Brandon Johnson to be sworn in at Credit Union 1 Arena; City Hall open house to follow

U.S. Sen. Bernie Sanders (rleft) was the featured speaker at a March 30 campaign rally at UIC Credit Union 1 Arena for mayoral candidate Brandon Johnson (right). Now, the victorious Johnson will return to the arena for his inauguration on May 15.

Ashlee Rezin/Sun-Times

Brandon Johnson will be sworn in as Chicago’s 57th mayor at scene of one of his biggest campaign triumphs.

Inauguration ceremonies for Johnson and the new City Council will be held at 10:30 a.m. Monday, May 15 at Credit Union 1 Arena, 525 S. Racine.

The arena formerly known as UIC Pavilion was the scene of the March 30 rally for Johnson headlined by U.S. Sen. Bernie Sanders. That event — originally scheduled for the UIC Forum, but moved to the arena to accommodate more people — helped energize Johnson’s base, boost turnout among young people and propel Johnson into the mayor’s office.

Ever since the 1983 election of Harold Washington, Chicago’s first Black mayor, inauguration ceremonies have been followed by an open house at City Hall, where everyday Chicagoans have an opportunity to wait in line to enter the mayor’s fifth-floor office and greet their new chief executive.

Johnson’s swearing-in will be no different. The open house starts at 2 p.m., presumably following the traditional post-inaugural luncheon, at a time and place not yet announced.

“This was always a movement of, by, and for the people, and that’s the spirit we’re going to bring to Inauguration Day. I want every single Chicagoan to feel that together, we’re writing a new chapter for our city, because we are. The goal of this inauguration is to be as collaborative and inclusive as possible, because that will be the goal of our government in City Hall,” Johnson was quoted as saying in a press release.

Supporters cheer as they wait for Chicago mayoral candidate Brandon Johnson to speak at a rally at UIC Credit Union 1 Arena on March 30.

Ashlee Rezin/Sun-Times

Johnson also announced his 13-member Inauguration Committee, charged with raising money to pay for the ceremony and related events.

Among them: Rev. Jesse Jackson Sr.; prominent African American business leaders John Rogers, Jim Reynolds Jr. and Linda Johnson Rice; billionaire film producer Gigi Pritzker, cousin of Gov. J.B. Pritzker; state. Sen. Robert Martwick; Cook County Commissioner Josina Morita; and Ald. Byron Sigcho-Lopez (25th).

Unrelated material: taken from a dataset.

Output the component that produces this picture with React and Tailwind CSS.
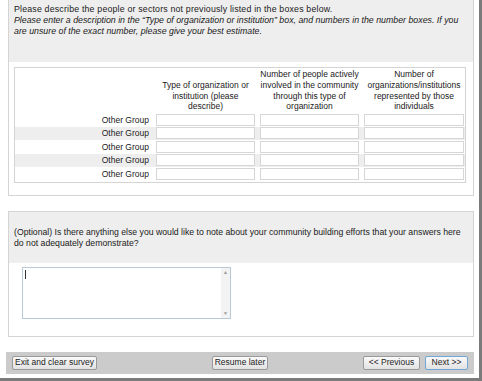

Alex Sims-Jones, director of the Inaugural Event Series for Johnson, was quoted as saying inaugural committee members “look forward to celebrating this historic victory with the people of Chicago.”

The full slate of events “reflects the diversity of Chicago and the many vibrant cultures that call this city home. This symbolizes the crucial moment we’re in, and uniting people from every neighborhood and every community,” Sims-Jones was quoted as saying.

Brandon Johnson takes a selfie with a supporter after a campaign rally at UIC Credit Union 1 Arena in March, at which U.S. Sen. Bernie Sanders was the featured speaker. Johnson will return to the arena for his May 15 inauguration ceremony.

Ashlee Rezin/Sun-Times

Four years ago, Lori Lightfoot was sworn in as mayor at Wintrust Arena with an inauguration ceremony that will be remembered for the combative tone she set.

Lightfoot owed her landslide election to the corruption scandal still swirling around indicted Ald. Edward Burke (14th).

She used her inaugural address to denounce the City Council as corrupt, then shame alderpersons into joining her and the crowd in a standing ovation for reform. After that, she rushed back to City Hall to sign an executive order stripping Council members of their prerogative over licensing and permitting in their wards.

“I felt as if I was a child being scolded by a parent. … That was a major mistake for an executive who has to work with a legislative body,” Ald. Pat Dowell (3rd), Lightfoot’s hand-picked Budget Committee chair, told the Sun-Times on the day she endorsed Johnson over Lightfoot.

The stormy start laid the groundwork for Lightfoot’s contentious relationship with the Council. The tension prompted the Council to approve a 28-committee reorganization with designated committee chairs before the April 4 runoff.